Records with interface code:

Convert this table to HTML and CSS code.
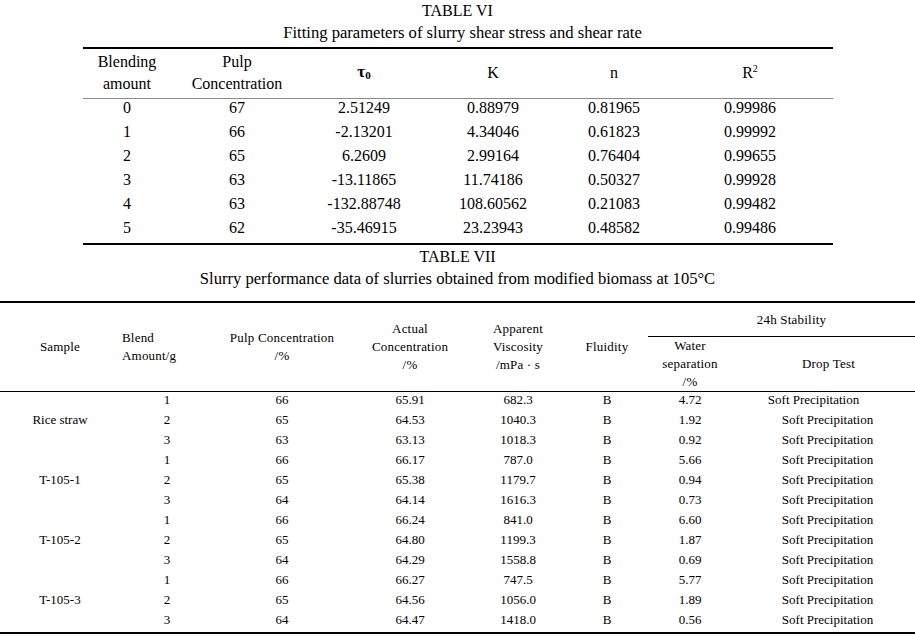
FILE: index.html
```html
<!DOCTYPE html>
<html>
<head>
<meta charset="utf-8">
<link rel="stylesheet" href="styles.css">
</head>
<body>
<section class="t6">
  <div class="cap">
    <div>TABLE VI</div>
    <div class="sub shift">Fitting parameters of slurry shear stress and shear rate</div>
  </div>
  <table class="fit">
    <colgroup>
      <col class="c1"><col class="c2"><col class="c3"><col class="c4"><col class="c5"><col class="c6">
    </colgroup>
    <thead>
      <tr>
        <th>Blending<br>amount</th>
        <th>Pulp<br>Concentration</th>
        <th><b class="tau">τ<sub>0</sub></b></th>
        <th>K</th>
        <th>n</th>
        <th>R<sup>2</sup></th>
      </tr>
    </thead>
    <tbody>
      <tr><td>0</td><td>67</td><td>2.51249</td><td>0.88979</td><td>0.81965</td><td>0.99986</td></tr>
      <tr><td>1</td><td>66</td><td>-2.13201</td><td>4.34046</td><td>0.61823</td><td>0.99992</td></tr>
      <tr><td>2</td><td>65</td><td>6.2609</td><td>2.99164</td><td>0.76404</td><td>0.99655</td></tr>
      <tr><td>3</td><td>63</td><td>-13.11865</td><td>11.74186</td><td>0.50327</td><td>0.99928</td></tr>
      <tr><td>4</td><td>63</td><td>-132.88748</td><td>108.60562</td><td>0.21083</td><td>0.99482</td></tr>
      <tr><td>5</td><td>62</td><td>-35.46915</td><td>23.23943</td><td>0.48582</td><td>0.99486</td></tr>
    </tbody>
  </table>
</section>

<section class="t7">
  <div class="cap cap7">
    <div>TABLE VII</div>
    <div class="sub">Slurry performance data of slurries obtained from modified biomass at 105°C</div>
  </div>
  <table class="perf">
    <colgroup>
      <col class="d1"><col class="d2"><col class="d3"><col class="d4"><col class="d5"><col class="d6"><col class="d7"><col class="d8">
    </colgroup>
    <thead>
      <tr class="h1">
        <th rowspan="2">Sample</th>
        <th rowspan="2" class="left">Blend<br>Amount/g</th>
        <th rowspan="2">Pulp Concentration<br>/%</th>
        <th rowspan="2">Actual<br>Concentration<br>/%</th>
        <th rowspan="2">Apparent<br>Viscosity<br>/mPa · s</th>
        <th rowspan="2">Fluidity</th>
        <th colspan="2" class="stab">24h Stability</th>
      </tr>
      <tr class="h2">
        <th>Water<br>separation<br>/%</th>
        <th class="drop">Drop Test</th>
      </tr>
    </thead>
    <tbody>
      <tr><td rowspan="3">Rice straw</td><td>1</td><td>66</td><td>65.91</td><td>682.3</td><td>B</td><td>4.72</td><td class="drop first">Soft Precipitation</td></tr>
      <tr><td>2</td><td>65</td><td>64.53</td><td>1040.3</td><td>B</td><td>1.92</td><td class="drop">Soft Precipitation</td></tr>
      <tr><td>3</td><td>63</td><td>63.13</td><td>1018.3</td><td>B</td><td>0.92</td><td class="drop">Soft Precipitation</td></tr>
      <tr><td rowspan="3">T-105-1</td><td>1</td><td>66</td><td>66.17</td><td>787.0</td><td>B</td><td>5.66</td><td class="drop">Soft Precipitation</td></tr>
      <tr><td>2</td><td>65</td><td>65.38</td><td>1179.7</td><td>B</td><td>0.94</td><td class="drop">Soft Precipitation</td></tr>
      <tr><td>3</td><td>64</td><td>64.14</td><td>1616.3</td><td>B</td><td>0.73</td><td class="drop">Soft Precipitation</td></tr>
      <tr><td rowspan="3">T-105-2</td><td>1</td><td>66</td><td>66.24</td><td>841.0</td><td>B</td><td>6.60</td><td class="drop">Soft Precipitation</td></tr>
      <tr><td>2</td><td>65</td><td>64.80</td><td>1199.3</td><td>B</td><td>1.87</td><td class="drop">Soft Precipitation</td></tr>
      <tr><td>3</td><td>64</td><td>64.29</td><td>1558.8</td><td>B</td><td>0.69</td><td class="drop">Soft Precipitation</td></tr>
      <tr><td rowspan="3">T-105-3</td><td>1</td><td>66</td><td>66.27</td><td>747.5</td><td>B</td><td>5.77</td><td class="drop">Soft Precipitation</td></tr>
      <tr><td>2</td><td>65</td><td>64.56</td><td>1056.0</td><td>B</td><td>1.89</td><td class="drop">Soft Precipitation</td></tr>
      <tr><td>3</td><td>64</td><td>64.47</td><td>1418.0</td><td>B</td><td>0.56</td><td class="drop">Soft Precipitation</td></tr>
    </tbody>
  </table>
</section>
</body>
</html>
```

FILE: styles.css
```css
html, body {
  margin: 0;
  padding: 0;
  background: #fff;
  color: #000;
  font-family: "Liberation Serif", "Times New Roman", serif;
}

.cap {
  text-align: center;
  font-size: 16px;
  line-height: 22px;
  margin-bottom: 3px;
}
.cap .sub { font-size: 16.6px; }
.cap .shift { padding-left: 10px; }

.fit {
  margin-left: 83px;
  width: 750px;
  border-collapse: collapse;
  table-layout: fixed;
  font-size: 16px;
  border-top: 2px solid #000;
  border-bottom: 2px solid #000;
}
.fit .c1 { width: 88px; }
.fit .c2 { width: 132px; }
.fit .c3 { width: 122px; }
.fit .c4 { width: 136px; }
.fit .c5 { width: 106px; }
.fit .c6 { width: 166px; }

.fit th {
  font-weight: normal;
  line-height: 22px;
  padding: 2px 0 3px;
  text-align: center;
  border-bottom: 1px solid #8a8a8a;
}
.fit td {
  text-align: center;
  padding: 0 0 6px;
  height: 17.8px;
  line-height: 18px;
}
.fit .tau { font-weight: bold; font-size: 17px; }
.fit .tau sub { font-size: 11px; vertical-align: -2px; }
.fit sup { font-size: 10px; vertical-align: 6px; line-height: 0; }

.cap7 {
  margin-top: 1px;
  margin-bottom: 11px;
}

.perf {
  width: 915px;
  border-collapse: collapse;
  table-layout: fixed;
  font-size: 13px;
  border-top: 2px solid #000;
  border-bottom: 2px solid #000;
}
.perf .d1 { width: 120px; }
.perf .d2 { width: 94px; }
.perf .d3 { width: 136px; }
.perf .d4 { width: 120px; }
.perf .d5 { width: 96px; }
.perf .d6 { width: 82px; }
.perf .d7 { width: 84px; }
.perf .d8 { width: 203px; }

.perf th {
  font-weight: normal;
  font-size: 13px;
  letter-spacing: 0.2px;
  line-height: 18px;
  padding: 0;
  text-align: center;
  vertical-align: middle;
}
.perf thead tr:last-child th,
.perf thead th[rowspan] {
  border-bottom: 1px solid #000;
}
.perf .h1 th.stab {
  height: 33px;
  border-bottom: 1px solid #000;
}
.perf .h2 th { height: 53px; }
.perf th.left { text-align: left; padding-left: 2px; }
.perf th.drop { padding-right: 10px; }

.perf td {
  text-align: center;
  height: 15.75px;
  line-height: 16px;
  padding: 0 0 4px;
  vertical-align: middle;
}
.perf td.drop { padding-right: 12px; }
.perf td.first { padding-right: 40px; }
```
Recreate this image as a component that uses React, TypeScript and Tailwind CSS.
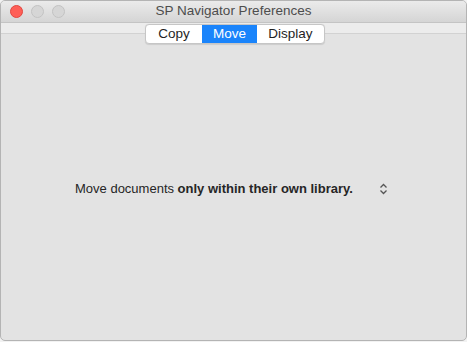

**Set problem:** Repeat the data exactly in full, omitting its pictures.

**Task output:**
Convert this table to HTML and CSS code.
FILE: index.html
```html
<!DOCTYPE html>
<html>
<head>
<meta charset="utf-8">
<link rel="stylesheet" href="styles.css">
</head>
<body>
<section class="t6">
  <div class="cap">
    <div>TABLE VI</div>
    <div class="sub shift">Fitting parameters of slurry shear stress and shear rate</div>
  </div>
  <table class="fit">
    <colgroup>
      <col class="c1"><col class="c2"><col class="c3"><col class="c4"><col class="c5"><col class="c6">
    </colgroup>
    <thead>
      <tr>
        <th>Blending<br>amount</th>
        <th>Pulp<br>Concentration</th>
        <th><b class="tau">τ<sub>0</sub></b></th>
        <th>K</th>
        <th>n</th>
        <th>R<sup>2</sup></th>
      </tr>
    </thead>
    <tbody>
      <tr><td>0</td><td>67</td><td>2.51249</td><td>0.88979</td><td>0.81965</td><td>0.99986</td></tr>
      <tr><td>1</td><td>66</td><td>-2.13201</td><td>4.34046</td><td>0.61823</td><td>0.99992</td></tr>
      <tr><td>2</td><td>65</td><td>6.2609</td><td>2.99164</td><td>0.76404</td><td>0.99655</td></tr>
      <tr><td>3</td><td>63</td><td>-13.11865</td><td>11.74186</td><td>0.50327</td><td>0.99928</td></tr>
      <tr><td>4</td><td>63</td><td>-132.88748</td><td>108.60562</td><td>0.21083</td><td>0.99482</td></tr>
      <tr><td>5</td><td>62</td><td>-35.46915</td><td>23.23943</td><td>0.48582</td><td>0.99486</td></tr>
    </tbody>
  </table>
</section>

<section class="t7">
  <div class="cap cap7">
    <div>TABLE VII</div>
    <div class="sub">Slurry performance data of slurries obtained from modified biomass at 105°C</div>
  </div>
  <table class="perf">
    <colgroup>
      <col class="d1"><col class="d2"><col class="d3"><col class="d4"><col class="d5"><col class="d6"><col class="d7"><col class="d8">
    </colgroup>
    <thead>
      <tr class="h1">
        <th rowspan="2">Sample</th>
        <th rowspan="2" class="left">Blend<br>Amount/g</th>
        <th rowspan="2">Pulp Concentration<br>/%</th>
        <th rowspan="2">Actual<br>Concentration<br>/%</th>
        <th rowspan="2">Apparent<br>Viscosity<br>/mPa · s</th>
        <th rowspan="2">Fluidity</th>
        <th colspan="2" class="stab">24h Stability</th>
      </tr>
      <tr class="h2">
        <th>Water<br>separation<br>/%</th>
        <th class="drop">Drop Test</th>
      </tr>
    </thead>
    <tbody>
      <tr><td rowspan="3">Rice straw</td><td>1</td><td>66</td><td>65.91</td><td>682.3</td><td>B</td><td>4.72</td><td class="drop first">Soft Precipitation</td></tr>
      <tr><td>2</td><td>65</td><td>64.53</td><td>1040.3</td><td>B</td><td>1.92</td><td class="drop">Soft Precipitation</td></tr>
      <tr><td>3</td><td>63</td><td>63.13</td><td>1018.3</td><td>B</td><td>0.92</td><td class="drop">Soft Precipitation</td></tr>
      <tr><td rowspan="3">T-105-1</td><td>1</td><td>66</td><td>66.17</td><td>787.0</td><td>B</td><td>5.66</td><td class="drop">Soft Precipitation</td></tr>
      <tr><td>2</td><td>65</td><td>65.38</td><td>1179.7</td><td>B</td><td>0.94</td><td class="drop">Soft Precipitation</td></tr>
      <tr><td>3</td><td>64</td><td>64.14</td><td>1616.3</td><td>B</td><td>0.73</td><td class="drop">Soft Precipitation</td></tr>
      <tr><td rowspan="3">T-105-2</td><td>1</td><td>66</td><td>66.24</td><td>841.0</td><td>B</td><td>6.60</td><td class="drop">Soft Precipitation</td></tr>
      <tr><td>2</td><td>65</td><td>64.80</td><td>1199.3</td><td>B</td><td>1.87</td><td class="drop">Soft Precipitation</td></tr>
      <tr><td>3</td><td>64</td><td>64.29</td><td>1558.8</td><td>B</td><td>0.69</td><td class="drop">Soft Precipitation</td></tr>
      <tr><td rowspan="3">T-105-3</td><td>1</td><td>66</td><td>66.27</td><td>747.5</td><td>B</td><td>5.77</td><td class="drop">Soft Precipitation</td></tr>
      <tr><td>2</td><td>65</td><td>64.56</td><td>1056.0</td><td>B</td><td>1.89</td><td class="drop">Soft Precipitation</td></tr>
      <tr><td>3</td><td>64</td><td>64.47</td><td>1418.0</td><td>B</td><td>0.56</td><td class="drop">Soft Precipitation</td></tr>
    </tbody>
  </table>
</section>
</body>
</html>
```

FILE: styles.css
```css
html, body {
  margin: 0;
  padding: 0;
  background: #fff;
  color: #000;
  font-family: "Liberation Serif", "Times New Roman", serif;
}

.cap {
  text-align: center;
  font-size: 16px;
  line-height: 22px;
  margin-bottom: 3px;
}
.cap .sub { font-size: 16.6px; }
.cap .shift { padding-left: 10px; }

.fit {
  margin-left: 83px;
  width: 750px;
  border-collapse: collapse;
  table-layout: fixed;
  font-size: 16px;
  border-top: 2px solid #000;
  border-bottom: 2px solid #000;
}
.fit .c1 { width: 88px; }
.fit .c2 { width: 132px; }
.fit .c3 { width: 122px; }
.fit .c4 { width: 136px; }
.fit .c5 { width: 106px; }
.fit .c6 { width: 166px; }

.fit th {
  font-weight: normal;
  line-height: 22px;
  padding: 2px 0 3px;
  text-align: center;
  border-bottom: 1px solid #8a8a8a;
}
.fit td {
  text-align: center;
  padding: 0 0 6px;
  height: 17.8px;
  line-height: 18px;
}
.fit .tau { font-weight: bold; font-size: 17px; }
.fit .tau sub { font-size: 11px; vertical-align: -2px; }
.fit sup { font-size: 10px; vertical-align: 6px; line-height: 0; }

.cap7 {
  margin-top: 1px;
  margin-bottom: 11px;
}

.perf {
  width: 915px;
  border-collapse: collapse;
  table-layout: fixed;
  font-size: 13px;
  border-top: 2px solid #000;
  border-bottom: 2px solid #000;
}
.perf .d1 { width: 120px; }
.perf .d2 { width: 94px; }
.perf .d3 { width: 136px; }
.perf .d4 { width: 120px; }
.perf .d5 { width: 96px; }
.perf .d6 { width: 82px; }
.perf .d7 { width: 84px; }
.perf .d8 { width: 203px; }

.perf th {
  font-weight: normal;
  font-size: 13px;
  letter-spacing: 0.2px;
  line-height: 18px;
  padding: 0;
  text-align: center;
  vertical-align: middle;
}
.perf thead tr:last-child th,
.perf thead th[rowspan] {
  border-bottom: 1px solid #000;
}
.perf .h1 th.stab {
  height: 33px;
  border-bottom: 1px solid #000;
}
.perf .h2 th { height: 53px; }
.perf th.left { text-align: left; padding-left: 2px; }
.perf th.drop { padding-right: 10px; }

.perf td {
  text-align: center;
  height: 15.75px;
  line-height: 16px;
  padding: 0 0 4px;
  vertical-align: middle;
}
.perf td.drop { padding-right: 12px; }
.perf td.first { padding-right: 40px; }
```
Recreate this image as a component that uses React, TypeScript and Tailwind CSS.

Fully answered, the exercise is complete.